Mit Blick auf die benötigten Mittel für Erhalt und Betrieb und die Beseitigung des Sanierungstaues werden wir um eine Ausweitung der Nutzerfinanzierung nicht herum kommen. Dies belegen alle einschlägigen Studien, wie der Bericht deutlich macht. Auch in Europa geht die Reise in diese Richtung: Konzepte der Nutzerfinanzierung werden diskutiert und die bestehenden Instrumente sollen schrittweise durch solche ersetzt werden, die die Infrastrukturkosten und die externen Kosten am wirksamsten internalisieren können. Bisher sind die externen Kosten bei den fehlenden 7,2 Mrd. in unserem Land noch nicht eingerechnet.

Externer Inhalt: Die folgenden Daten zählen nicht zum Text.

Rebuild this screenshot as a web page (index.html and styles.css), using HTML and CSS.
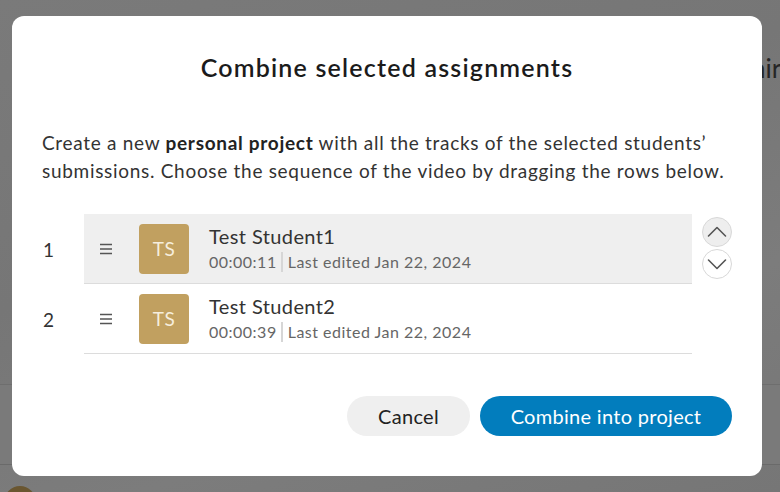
FILE: index.html
```html
<!DOCTYPE html>
<html lang="en">
<head>
<meta charset="utf-8">
<title>Combine selected assignments</title>
<link rel="stylesheet" href="styles.css">
</head>
<body>
<div class="backdrop">
  <div class="bg-text">nir</div>
  <div class="bg-band"></div>
  <div class="bg-avatar"></div>
</div>
<div class="overlay">
  <div class="modal" role="dialog">
    <h1 class="title">Combine selected assignments</h1>
    <p class="desc">Create a new <strong>personal project</strong> with all the tracks of the selected students’ submissions. Choose the sequence of the video by dragging the rows below.</p>
    <div class="list">
      <div class="item">
        <div class="num">1</div>
        <div class="row selected">
          <div class="handle"><svg viewBox="0 0 14 12" width="14" height="12"><path d="M1 1.5H13M1 6H13M1 10.5H13" stroke="#555" stroke-width="1.4" fill="none"/></svg></div>
          <div class="avatar">TS</div>
          <div class="info">
            <div class="name">Test Student1</div>
            <div class="meta"><span class="time">00:00:11</span><span class="sep"></span><span class="edited">Last edited Jan 22, 2024</span></div>
          </div>
        </div>
        <div class="arrows">
          <button class="arrow up" aria-label="Move up"><svg viewBox="0 0 30 30" width="30" height="30"><path d="M6.5 19 L15 10.5 L23.5 19" fill="none" stroke="#555" stroke-width="1.6" stroke-linecap="round" stroke-linejoin="round"/></svg></button>
          <button class="arrow down" aria-label="Move down"><svg viewBox="0 0 30 30" width="30" height="30"><path d="M6.5 11 L15 19.5 L23.5 11" fill="none" stroke="#555" stroke-width="1.6" stroke-linecap="round" stroke-linejoin="round"/></svg></button>
        </div>
      </div>
      <div class="item">
        <div class="num">2</div>
        <div class="row">
          <div class="handle"><svg viewBox="0 0 14 12" width="14" height="12"><path d="M1 1.5H13M1 6H13M1 10.5H13" stroke="#555" stroke-width="1.4" fill="none"/></svg></div>
          <div class="avatar">TS</div>
          <div class="info">
            <div class="name">Test Student2</div>
            <div class="meta"><span class="time">00:00:39</span><span class="sep"></span><span class="edited">Last edited Jan 22, 2024</span></div>
          </div>
        </div>
        <div class="arrows"></div>
      </div>
    </div>
    <div class="actions">
      <button class="btn cancel">Cancel</button>
      <button class="btn primary">Combine into project</button>
    </div>
  </div>
</div>
</body>
</html>
```

FILE: styles.css
```css
* { box-sizing: border-box; }
html, body {
  margin: 0;
  padding: 0;
  width: 780px;
  height: 492px;
  overflow: hidden;
  font-family: Lato, "Open Sans", sans-serif;
}
body {
  position: relative;
  background: #787878;
}
.backdrop {
  position: absolute;
  inset: 0;
  overflow: hidden;
  background: linear-gradient(160deg, #7a7a7a 0%, #767676 40%, #7c7c7c 70%, #767676 100%);
}
.bg-text {
  position: absolute;
  left: 751px;
  top: 52px;
  font-size: 26px;
  line-height: 32px;
  color: #262626;
  white-space: nowrap;
}
.bg-band {
  position: absolute;
  left: 0;
  right: 0;
  top: 384px;
  height: 81px;
  border-top: 1px solid #6e6e6e;
  border-bottom: 1px solid #6a6a6a;
  background: #7a7a7a;
}
.bg-avatar {
  position: absolute;
  left: 4px;
  top: 486px;
  width: 32px;
  height: 32px;
  border-radius: 50%;
  background: #6a5630;
}
.overlay {
  position: absolute;
  inset: 0;
  padding: 16px 18px 16px 12px;
}
.modal {
  width: 750px;
  height: 460px;
  background: #fff;
  border-radius: 12px;
  padding: 0 30px;
  display: flex;
  flex-direction: column;
}
.title {
  margin: 34px 0 0;
  text-align: center;
  font-size: 25px;
  font-weight: 600;
  color: #1b1b1b;
  line-height: 34px;
  letter-spacing: 1.2px;
}
.desc {
  margin: 45px 0 0;
  font-size: 19px;
  line-height: 28px;
  color: #333;
  letter-spacing: 0.7px;
}
.desc strong { font-weight: 700; color: #222; }
.list {
  margin-top: 29px;
  display: flex;
  flex-direction: column;
}
.item {
  display: flex;
  align-items: stretch;
  height: 70px;
}
.num {
  width: 42px;
  display: flex;
  align-items: center;
  padding-left: 1px;
  font-size: 19px;
  color: #333;
}
.row {
  width: 608px;
  display: flex;
  align-items: center;
  border-bottom: 1px solid #dcdcdc;
}
.row.selected { background: #efefef; }
.handle {
  width: 55px;
  padding-left: 15px;
  display: flex;
  align-items: center;
}
.avatar {
  width: 50px;
  height: 50px;
  border-radius: 4px;
  background: #c1a060;
  color: #f6eedd;
  font-size: 19px;
  display: flex;
  align-items: center;
  justify-content: center;
  letter-spacing: 0.5px;
}
.info {
  margin-left: 20px;
  display: flex;
  flex-direction: column;
  padding-bottom: 2px;
}
.name {
  font-size: 20px;
  color: #333;
  line-height: 24px;
  letter-spacing: 0.4px;
}
.meta {
  display: flex;
  align-items: center;
  font-size: 16px;
  color: #666;
  line-height: 20px;
  margin-top: 4px;
  letter-spacing: 0.5px;
}
.sep {
  width: 2px;
  height: 20px;
  background: #d6d6d6;
  margin: 0 5px 0 4px;
}
.arrows {
  display: flex;
  flex-direction: column;
  align-items: center;
  gap: 2px;
  margin-left: 10px;
  padding-top: 3px;
}
.arrow {
  width: 30px;
  height: 30px;
  border-radius: 50%;
  border: 1px solid #d8d8d8;
  background: #fff;
  padding: 0;
  display: flex;
  align-items: center;
  justify-content: center;
  overflow: hidden;
}
.arrow svg { flex: none; }
.arrow.up { background: #eeeeee; }
.actions {
  margin-top: 42px;
  display: flex;
  justify-content: flex-end;
  gap: 10px;
}
.btn {
  height: 40px;
  border-radius: 20px;
  border: none;
  font-family: Lato, "Open Sans", sans-serif;
  font-size: 20px;
  letter-spacing: 0.3px;
  padding: 0;
}
.cancel {
  background: #efefef;
  color: #222;
  width: 123px;
}
.primary {
  background: #027dbd;
  color: #fff;
  width: 252px;
}
```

Der Bericht liegt jetzt vor, er darf aber nicht wie etwa der Bericht der Pällmann-Kommission aus dem Jahre 2000 in der Schublade verschwinden. Das Thema darf nicht unter den Teppich gekehrt werden, weil gerade wieder eine Wahl in einem Bundesland ansteht oder sich im Jahr der Bundestageswahl kein (Verkehrs)Politiker mit der Forderung nach neuen Finanzierungsbeiträgen der Nutzer als „Abzocker der Autofahrer“ die Finger verbrennen will.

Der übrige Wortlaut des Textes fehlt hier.